大相撲横綱日馬富士が2017年秋巡業の時に貴ノ岩を暴行した事件は当時、新聞、テレビ、ネット、週刊誌で連日報道された。NHKニュースさえ「過剰報道」ではなかったかとの調査結果を早稲田大学大学院生が2018年6月23日、東京・学習院大学で開かれた日本マス・コミュニケーション学会で発表した。
産経、ツイッターなどはニュース共振
調査対象とした「NHKニュースウォッチ9」はその日のニュースをまとめて伝えるNHKの看板番組である。日馬富士の暴行疑惑は11月場所の3日目2017年11月14日に「スポニチ」のスクープでニュースとなった。調査期間はこの14日のニュースから始まり12月10日までの27日間。この間、日馬富士問題がトップで扱われたのは9回、2番目、3番目までの扱いを含めると17回21%だった。この期間でトップ扱い回数が2番目は北朝鮮関連で、両者を合計すると15回、ほとんど毎日トップニュースは日馬富士か北朝鮮だったことになる。

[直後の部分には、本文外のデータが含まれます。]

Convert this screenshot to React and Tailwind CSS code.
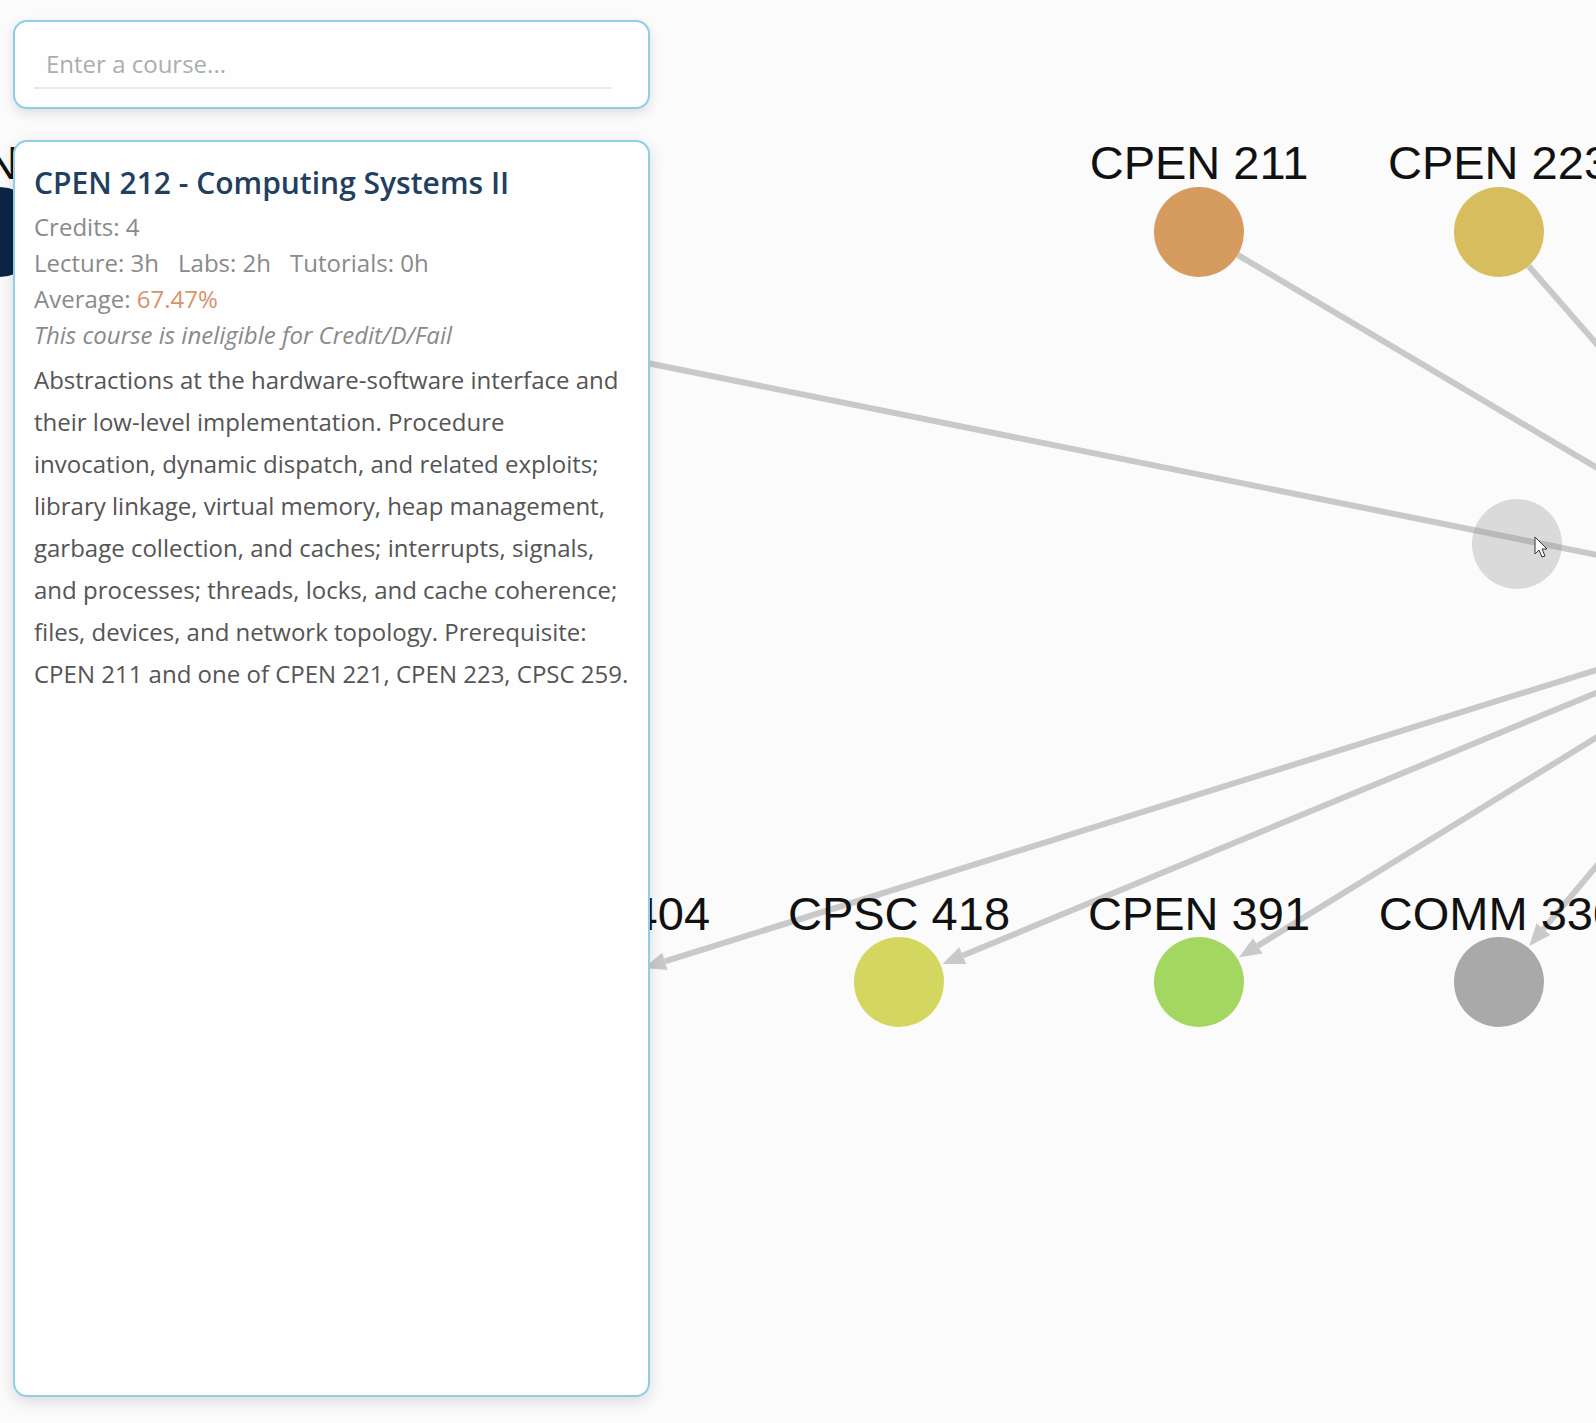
import React from 'react';

const CENTER = { x: 1820, y: 600 };
const R = 45;

const nodes = [
  { id: 'CPEN 221', x: -1, y: 232, fill: '#0c2446' },
  { id: 'CPEN 211', x: 1199, y: 232, fill: '#d69b5e' },
  { id: 'CPEN 223', x: 1499, y: 232, fill: '#d8bd5e' },
  { id: '', x: 1517, y: 544, fill: '#dadada' },
  { id: 'CPSC 404', x: 599, y: 982, fill: '#c9c9c9' },
  { id: 'CPSC 418', x: 899, y: 982, fill: '#d3d75f' },
  { id: 'CPEN 391', x: 1199, y: 982, fill: '#a4d762' },
  { id: 'COMM 330', x: 1499, y: 982, fill: '#a9a9a9' },
];

// prereqs point into the centre node, the rest come out of it
const incoming = ['CPEN 221', 'CPEN 211', 'CPEN 223'];
const outgoing = ['CPSC 404', 'CPSC 418', 'CPEN 391', 'COMM 330'];

const edge = (from, to, key) => {
  const dx = to.x - from.x;
  const dy = to.y - from.y;
  const len = Math.hypot(dx, dy);
  const ux = dx / len;
  const uy = dy / len;
  const sx = from.x + ux * R;
  const sy = from.y + uy * R;
  const tx = to.x - ux * (R + 2);
  const ty = to.y - uy * (R + 2);
  const bx = tx - ux * 22;
  const by = ty - uy * 22;
  const px = -uy * 9;
  const py = ux * 9;
  return (
    <g key={key}>
      <line x1={sx} y1={sy} x2={bx} y2={by} stroke="#999" strokeWidth="6" />
      <polygon points={`${tx},${ty} ${bx + px},${by + py} ${bx - px},${by - py}`} fill="#999" />
    </g>
  );
};

const Graph = () => {
  const byId = (id) => nodes.find((n) => n.id === id);
  return (
    <svg className="absolute inset-0" width="1596" height="1423">
      {nodes.map((n, i) => (
        <circle key={i} cx={n.x} cy={n.y} r={R} fill={n.fill} />
      ))}
      <g opacity="0.5">
        {incoming.map((id) => edge(byId(id), CENTER, 'in-' + id))}
        {outgoing.map((id) => edge(CENTER, byId(id), 'out-' + id))}
      </g>
      {nodes.filter((n) => n.id).map((n) => (
        <text
          key={n.id}
          x={n.x}
          y={n.y - (n.y < 500 ? 53 : 52)}
          textAnchor="middle"
          fontFamily="'Liberation Sans', Arial, sans-serif"
          fontSize="47"
          fill="#111"
        >
          {n.id}
        </text>
      ))}
      {/* mouse pointer */}
      <path
        d="M1535 537 L1535 554 L1539 550 L1542 557 L1545 556 L1542 549 L1547 549 Z"
        fill="#fff"
        stroke="#333"
        strokeWidth="1"
        strokeLinejoin="round"
      />
    </svg>
  );
};

export default function App() {
  return (
    <div className="relative w-full h-[1423px] overflow-hidden bg-[#fbfbfb]">
      <Graph />

      <div className="relative flex flex-col gap-[31px] pl-[13px] pt-[20px] w-[650px] font-['Open_Sans',sans-serif]">
        <div className="h-[89px] bg-[#fdfefd] border-2 border-[#8fcfe6] rounded-[14px] shadow-[0_4px_12px_rgba(0,0,0,0.12)] pl-[19px] pt-[19px]">
          <input
            type="text"
            placeholder="Enter a course..."
            className="w-[577px] pl-3 py-[5px] text-[24px] leading-[36px] text-[#333] placeholder:text-[#a9aeb3] bg-transparent border-b-2 border-[#e6e8ea] outline-none"
          />
        </div>

        <div className="h-[1257px] bg-[#fdfefd] border-2 border-[#8fcfe6] rounded-[14px] shadow-[0_5px_16px_rgba(0,0,0,0.13)] pt-[20px] pl-[19px] pr-[16px]">
          <h2 className="text-[30px] leading-[42px] font-semibold text-[#223f5e]">
            CPEN 212 - Computing Systems II
          </h2>
          <div className="mt-[5px] text-[24px] leading-[36px] text-[#8a8a8a]">
            <p>Credits: 4</p>
            <p className="flex gap-[19px]">
              <span>Lecture: 3h</span>
              <span>Labs: 2h</span>
              <span>Tutorials: 0h</span>
            </p>
            <p>
              Average: <span className="text-[#d6946c]">67.47%</span>
            </p>
            <p className="italic">This course is ineligible for Credit/D/Fail</p>
          </div>
          <p className="mt-[6px] w-[597px] text-[24px] leading-[42px] text-[#555]">
            Abstractions at the hardware-software interface and their low-level implementation. Procedure
            invocation, dynamic dispatch, and related exploits; library linkage, virtual memory, heap
            management, garbage collection, and caches; interrupts, signals, and processes; threads, locks,
            and cache coherence; files, devices, and network topology. Prerequisite: CPEN 211 and one of
            CPEN 221, CPEN 223, CPSC 259.
          </p>
        </div>
      </div>
    </div>
  );
}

発表したのは同大学院教育学研究科の川瀬学さん。川瀬さんは産経新聞メディア営業局の部次長で、当時大学院生として研究していた。
放送時間を計算すると日馬富士関連は2時間17分52秒、北朝鮮関連は1時間46分45秒。この期間の「ニュースウォッチ9」放送時間は合計23時間なので日馬富士関連ニュースが17.7%の時間を使ったことになる。
川瀬さんの問題設定は、テレビとネットのメディア共振関係だった。テレビとネットがニュースを共振して拡大しているのではないかという仮説だ。産経ニュース(Web)、ツイッター、グーグルトレンドも調べた。NHKニュースとネットメディアの共振性は必ずしも明らかではなかったが、ネットの情報量は産経、ツイッター、グーグルの3者がほとんど連動していた。日馬富士引退が伝えられた11月29日はテレビもネットも情報は最高に達し、同日のツイッターは7万6972件。
川瀬さんは「報道の内容を見ていて、過激な言葉がよく使われているのが気になった。たとえば、異例といった表現が多かった」と言っている。